Challenge ->
Each line below is to be written out in full, exactly as shown.

----------

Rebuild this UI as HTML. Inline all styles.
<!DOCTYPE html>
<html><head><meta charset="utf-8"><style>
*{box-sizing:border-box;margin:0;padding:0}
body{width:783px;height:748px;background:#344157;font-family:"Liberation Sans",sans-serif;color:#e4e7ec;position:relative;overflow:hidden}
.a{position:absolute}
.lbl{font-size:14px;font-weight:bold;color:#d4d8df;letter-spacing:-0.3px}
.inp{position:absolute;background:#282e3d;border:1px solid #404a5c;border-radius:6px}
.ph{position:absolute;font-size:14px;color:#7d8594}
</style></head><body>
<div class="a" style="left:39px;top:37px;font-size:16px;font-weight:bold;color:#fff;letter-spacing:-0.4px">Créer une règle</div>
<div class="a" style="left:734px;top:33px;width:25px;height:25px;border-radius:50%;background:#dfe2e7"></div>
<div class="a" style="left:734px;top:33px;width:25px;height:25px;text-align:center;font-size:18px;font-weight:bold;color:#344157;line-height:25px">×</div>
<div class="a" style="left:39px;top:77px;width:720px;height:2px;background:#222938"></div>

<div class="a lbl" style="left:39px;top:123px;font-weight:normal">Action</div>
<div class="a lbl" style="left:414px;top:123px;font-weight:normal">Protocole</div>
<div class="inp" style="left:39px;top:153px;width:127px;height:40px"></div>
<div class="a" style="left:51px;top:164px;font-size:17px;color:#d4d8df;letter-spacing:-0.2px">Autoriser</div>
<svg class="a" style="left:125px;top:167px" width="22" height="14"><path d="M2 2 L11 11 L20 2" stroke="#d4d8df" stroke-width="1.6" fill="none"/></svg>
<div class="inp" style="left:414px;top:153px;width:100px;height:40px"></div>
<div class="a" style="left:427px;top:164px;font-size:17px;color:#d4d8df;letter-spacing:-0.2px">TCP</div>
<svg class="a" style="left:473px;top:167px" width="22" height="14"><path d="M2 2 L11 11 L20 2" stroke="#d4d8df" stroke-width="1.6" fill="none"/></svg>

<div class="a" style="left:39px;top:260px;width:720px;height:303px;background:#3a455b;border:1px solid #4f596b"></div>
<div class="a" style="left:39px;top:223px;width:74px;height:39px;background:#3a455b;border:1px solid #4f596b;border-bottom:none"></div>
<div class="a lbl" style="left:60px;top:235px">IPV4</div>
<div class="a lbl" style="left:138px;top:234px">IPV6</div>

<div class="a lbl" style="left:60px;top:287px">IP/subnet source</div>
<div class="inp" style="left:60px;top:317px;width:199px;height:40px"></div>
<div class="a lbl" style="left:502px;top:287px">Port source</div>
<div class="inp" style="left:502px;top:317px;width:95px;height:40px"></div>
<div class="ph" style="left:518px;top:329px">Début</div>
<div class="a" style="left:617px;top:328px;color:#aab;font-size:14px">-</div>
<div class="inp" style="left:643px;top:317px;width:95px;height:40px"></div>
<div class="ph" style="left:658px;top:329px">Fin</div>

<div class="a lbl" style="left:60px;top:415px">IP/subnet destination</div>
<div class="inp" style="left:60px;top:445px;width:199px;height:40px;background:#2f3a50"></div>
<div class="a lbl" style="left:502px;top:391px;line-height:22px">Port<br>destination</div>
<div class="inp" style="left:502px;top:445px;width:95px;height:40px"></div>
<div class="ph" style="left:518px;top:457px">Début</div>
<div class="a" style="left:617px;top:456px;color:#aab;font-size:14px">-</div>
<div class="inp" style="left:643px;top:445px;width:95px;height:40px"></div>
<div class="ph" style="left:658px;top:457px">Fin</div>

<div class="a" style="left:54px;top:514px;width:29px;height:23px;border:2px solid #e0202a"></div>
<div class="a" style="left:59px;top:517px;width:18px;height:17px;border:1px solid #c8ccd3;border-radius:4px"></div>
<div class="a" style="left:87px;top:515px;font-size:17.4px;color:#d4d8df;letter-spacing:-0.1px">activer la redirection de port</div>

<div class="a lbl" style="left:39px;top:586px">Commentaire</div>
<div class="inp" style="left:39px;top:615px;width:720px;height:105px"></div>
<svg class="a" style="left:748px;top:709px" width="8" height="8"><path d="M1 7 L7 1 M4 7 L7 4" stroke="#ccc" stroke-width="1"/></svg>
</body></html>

----------

Written solution ->
Rebuild this UI as HTML. Inline all styles.
<!DOCTYPE html>
<html><head><meta charset="utf-8"><style>
*{box-sizing:border-box;margin:0;padding:0}
body{width:783px;height:748px;background:#344157;font-family:"Liberation Sans",sans-serif;color:#e4e7ec;position:relative;overflow:hidden}
.a{position:absolute}
.lbl{font-size:14px;font-weight:bold;color:#d4d8df;letter-spacing:-0.3px}
.inp{position:absolute;background:#282e3d;border:1px solid #404a5c;border-radius:6px}
.ph{position:absolute;font-size:14px;color:#7d8594}
</style></head><body>
<div class="a" style="left:39px;top:37px;font-size:16px;font-weight:bold;color:#fff;letter-spacing:-0.4px">Créer une règle</div>
<div class="a" style="left:734px;top:33px;width:25px;height:25px;border-radius:50%;background:#dfe2e7"></div>
<div class="a" style="left:734px;top:33px;width:25px;height:25px;text-align:center;font-size:18px;font-weight:bold;color:#344157;line-height:25px">×</div>
<div class="a" style="left:39px;top:77px;width:720px;height:2px;background:#222938"></div>

<div class="a lbl" style="left:39px;top:123px;font-weight:normal">Action</div>
<div class="a lbl" style="left:414px;top:123px;font-weight:normal">Protocole</div>
<div class="inp" style="left:39px;top:153px;width:127px;height:40px"></div>
<div class="a" style="left:51px;top:164px;font-size:17px;color:#d4d8df;letter-spacing:-0.2px">Autoriser</div>
<svg class="a" style="left:125px;top:167px" width="22" height="14"><path d="M2 2 L11 11 L20 2" stroke="#d4d8df" stroke-width="1.6" fill="none"/></svg>
<div class="inp" style="left:414px;top:153px;width:100px;height:40px"></div>
<div class="a" style="left:427px;top:164px;font-size:17px;color:#d4d8df;letter-spacing:-0.2px">TCP</div>
<svg class="a" style="left:473px;top:167px" width="22" height="14"><path d="M2 2 L11 11 L20 2" stroke="#d4d8df" stroke-width="1.6" fill="none"/></svg>

<div class="a" style="left:39px;top:260px;width:720px;height:303px;background:#3a455b;border:1px solid #4f596b"></div>
<div class="a" style="left:39px;top:223px;width:74px;height:39px;background:#3a455b;border:1px solid #4f596b;border-bottom:none"></div>
<div class="a lbl" style="left:60px;top:235px">IPV4</div>
<div class="a lbl" style="left:138px;top:234px">IPV6</div>

<div class="a lbl" style="left:60px;top:287px">IP/subnet source</div>
<div class="inp" style="left:60px;top:317px;width:199px;height:40px"></div>
<div class="a lbl" style="left:502px;top:287px">Port source</div>
<div class="inp" style="left:502px;top:317px;width:95px;height:40px"></div>
<div class="ph" style="left:518px;top:329px">Début</div>
<div class="a" style="left:617px;top:328px;color:#aab;font-size:14px">-</div>
<div class="inp" style="left:643px;top:317px;width:95px;height:40px"></div>
<div class="ph" style="left:658px;top:329px">Fin</div>

<div class="a lbl" style="left:60px;top:415px">IP/subnet destination</div>
<div class="inp" style="left:60px;top:445px;width:199px;height:40px;background:#2f3a50"></div>
<div class="a lbl" style="left:502px;top:391px;line-height:22px">Port<br>destination</div>
<div class="inp" style="left:502px;top:445px;width:95px;height:40px"></div>
<div class="ph" style="left:518px;top:457px">Début</div>
<div class="a" style="left:617px;top:456px;color:#aab;font-size:14px">-</div>
<div class="inp" style="left:643px;top:445px;width:95px;height:40px"></div>
<div class="ph" style="left:658px;top:457px">Fin</div>

<div class="a" style="left:54px;top:514px;width:29px;height:23px;border:2px solid #e0202a"></div>
<div class="a" style="left:59px;top:517px;width:18px;height:17px;border:1px solid #c8ccd3;border-radius:4px"></div>
<div class="a" style="left:87px;top:515px;font-size:17.4px;color:#d4d8df;letter-spacing:-0.1px">activer la redirection de port</div>

<div class="a lbl" style="left:39px;top:586px">Commentaire</div>
<div class="inp" style="left:39px;top:615px;width:720px;height:105px"></div>
<svg class="a" style="left:748px;top:709px" width="8" height="8"><path d="M1 7 L7 1 M4 7 L7 4" stroke="#ccc" stroke-width="1"/></svg>
</body></html>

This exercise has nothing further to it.